Malheureusement, tout débat, et celui-ci en particulier connaît ses dérapages. Transgressant les limites de la critique intellectuelle qui est la loi interne de la République des Lettres, certains se sont lancés dans des attaques personnelles. Ces attaques venaient aussi bien d’extrême gauche que d’extrême droite . Ces dérapages venant des deux bords extrêmes de l’échiquier politique sont l’éclatante, quoique involontaire, confirmation de l’analyse que je donnais dès mon éditorial de Cités 6 (avril 2001), intitulé « Carl Schmitt, la pathologie de l’autorité », sur la convergence des deux courants de schmittiens d’extrême gauche et d’extrême droite . Pour des raisons évidemment très différentes, ces courants convergent dans leur efforts pour accréditer les textes de Schmitt contre l’Etat de droit, le libéralisme, le parlementarisme, l’autonomie individuelle, la liberté et les droits publics, etc.

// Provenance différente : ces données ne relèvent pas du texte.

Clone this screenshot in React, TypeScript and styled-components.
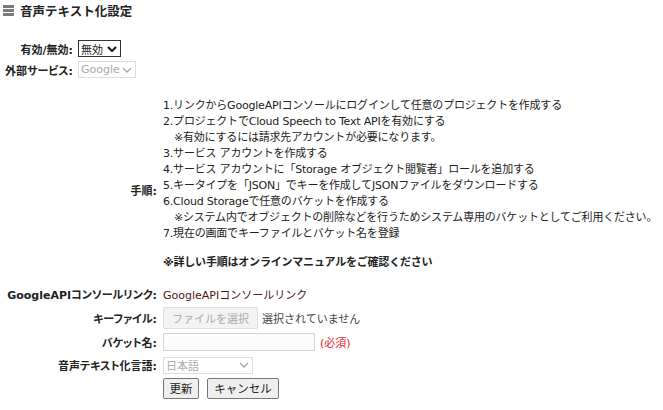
import styled, { createGlobalStyle } from 'styled-components';

const GlobalStyle = createGlobalStyle`
  body {
    margin: 0;
    font-family: "DejaVu Sans", "Noto Sans CJK JP", sans-serif;
    font-size: 11px;
    color: #333;
    background: #fff;
  }
`;

const Page = styled.div`
  width: 663px;
  height: 410px;
  overflow: hidden;
`;

const Title = styled.div`
  display: flex;
  align-items: center;
  gap: 6px;
  height: 17px;
  padding: 2px 0 0 3px;
  font-size: 12.5px;
  font-weight: bold;
  color: #222;
`;

const MenuIcon = styled.span`
  display: flex;
  flex-direction: column;
  gap: 1px;
  width: 11px;

  i {
    display: block;
    height: 3px;
    background: #7a7a7a;
  }
`;

const SwitchTable = styled.div`
  margin-top: 19px;
  display: grid;
  grid-template-columns: 73px auto;
  grid-auto-rows: 21px;
  column-gap: 5px;
  align-items: center;
`;

const Label = styled.div`
  text-align: right;
  font-weight: bold;
  white-space: nowrap;
  font-feature-settings: "palt";
  color: #222;
`;

const SelectBox = styled.div<{ $w: number; $disabled?: boolean }>`
  position: relative;
  width: ${(p) => p.$w}px;
  height: 17px;
  box-sizing: border-box;
  border: 1px solid ${(p) => (p.$disabled ? '#ddd' : '#333')};
  background: #fff;
  color: ${(p) => (p.$disabled ? '#aaa' : '#222')};
  display: flex;
  align-items: center;
  padding-left: 2px;
  justify-self: start;
`;

const Chevron = styled.svg`
  position: absolute;
  right: 3px;
  top: 50%;
  transform: translateY(-50%);
`;

const Form = styled.div`
  margin-top: 12px;
  display: flex;
  flex-direction: column;
`;

const Row = styled.div<{ $h?: number }>`
  display: flex;
  align-items: center;
  min-height: ${(p) => p.$h ?? 23}px;
`;

const RowLabel = styled(Label)<{ $shift?: number }>`
  width: 157px;
  flex-shrink: 0;
  margin-right: 6px;
  padding-top: ${(p) => p.$shift ?? 0}px;
`;

const Steps = styled.div`
  padding: 6px 0 10px 0;
  line-height: 16px;
  letter-spacing: -0.2px;
  white-space: nowrap;
  color: #222;
`;

const Note = styled.div`
  padding-left: 11px;
`;

const StrongNote = styled.div`
  margin-top: 13px;
  font-weight: bold;
`;

const Link = styled.a`
  color: #4b1414;
  text-decoration: none;
`;

const FileButton = styled.span`
  display: inline-flex;
  align-items: center;
  height: 22px;
  box-sizing: border-box;
  padding: 0 8px;
  border: 1px solid #dcdcdc;
  border-radius: 2px;
  background: #f3f3f3;
  color: #aaa;
`;

const Muted = styled.span`
  margin-left: 4px;
  color: #444;
`;

const TextInput = styled.input`
  width: 152px;
  height: 18px;
  box-sizing: border-box;
  border: 1px solid #d4d4d4;
  background: #fcfcfc;
  padding: 0 2px;
  margin: 0;
`;

const Required = styled.span`
  margin-left: 5px;
  color: #e8231f;
`;

const Buttons = styled.div`
  display: flex;
  gap: 8px;
`;

const Button = styled.button<{ $w: number }>`
  width: ${(p) => p.$w}px;
  height: 21px;
  padding: 0;
  box-sizing: border-box;
  border: 1px solid #767676;
  border-radius: 2px;
  background: #efefef;
  color: #222;
  font-family: inherit;
  font-size: 11.5px;
`;

function Select({ value, width, disabled }: { value: string; width: number; disabled?: boolean }) {
  return (
    <SelectBox $w={width} $disabled={disabled}>
      {value}
      <Chevron width="10" height="7" viewBox="0 0 10 7">
        <path d="M1 1.5 L5 5.5 L9 1.5" fill="none" stroke={disabled ? '#aaa' : '#111'} strokeWidth={disabled ? 1.4 : 2} />
      </Chevron>
    </SelectBox>
  );
}

export default function App() {
  return (
    <Page>
      <GlobalStyle />
      <Title>
        <MenuIcon>
          <i />
          <i />
          <i />
        </MenuIcon>
        音声テキスト化設定
      </Title>

      <SwitchTable>
        <Label>有効/無効:</Label>
        <Select value="無効" width={43} />
        <Label>外部サービス:</Label>
        <Select value="Google" width={58} disabled />
      </SwitchTable>

      <Form>
        <Row>
          <RowLabel $shift={6}>手順:</RowLabel>
          <Steps>
            <div>1.リンクからGoogleAPIコンソールにログインして任意のプロジェクトを作成する</div>
            <div>2.プロジェクトでCloud Speech to Text APIを有効にする</div>
            <Note>※有効にするには請求先アカウントが必要になります。</Note>
            <div>3.サービス アカウントを作成する</div>
            <div>4.サービス アカウントに「Storage オブジェクト閲覧者」ロールを追加する</div>
            <div>5.キータイプを「JSON」でキーを作成してJSONファイルをダウンロードする</div>
            <div>6.Cloud Storageで任意のバケットを作成する</div>
            <Note>※システム内でオブジェクトの削除などを行うためシステム専用のバケットとしてご利用ください。</Note>
            <div>7.現在の画面でキーファイルとバケット名を登録</div>
            <StrongNote>※詳しい手順はオンラインマニュアルをご確認ください</StrongNote>
          </Steps>
        </Row>
        <Row $h={25}>
          <RowLabel>GoogleAPIコンソールリンク:</RowLabel>
          <Link href="#">GoogleAPIコンソールリンク</Link>
        </Row>
        <Row $h={24}>
          <RowLabel>キーファイル:</RowLabel>
          <FileButton>ファイルを選択</FileButton>
          <Muted>選択されていません</Muted>
        </Row>
        <Row>
          <RowLabel>バケット名:</RowLabel>
          <TextInput />
          <Required>(必須)</Required>
        </Row>
        <Row $h={24}>
          <RowLabel>音声テキスト化言語:</RowLabel>
          <Select value="日本語" width={90} disabled />
        </Row>
        <Row $h={22}>
          <RowLabel />
          <Buttons>
            <Button $w={36}>更新</Button>
            <Button $w={72}>キャンセル</Button>
          </Buttons>
        </Row>
      </Form>
    </Page>
  );
}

Il n’est donc pas étonnant que cette convergence s’atteste explicitement .
Que l’extrême droite vienne à la rescousse de Carl Schmitt est une chose naturelle, elle ne fait que revendiquer ce qui lui appartient et selon sa rhétorique habituelle. Mais que l’extrême gauche prenne le même chemin – en particulier avec l’usage intempestif de la notion d’état d’exception, sur lequel je reviendrai bientôt – atteste la profondeur de l’état de crise idéologique post-marxiste qu’elle traverse en ce début du XXIe siècle.

Un dernier mot pour dire qu’une recherche est menée actuellement par un certain nombre de collaborateurs de Cités et par moi-même sur les textes noires et effrayants de Schmitt. Je dois dire que les résultats dépassent déjà notre attente. Cela veut dire concrètement que nous publierons progressivement ces textes accablants. Ce sera même notre manière privilégiée de répondre à ses nouveaux thuriféraires de droite et de gauche réunis.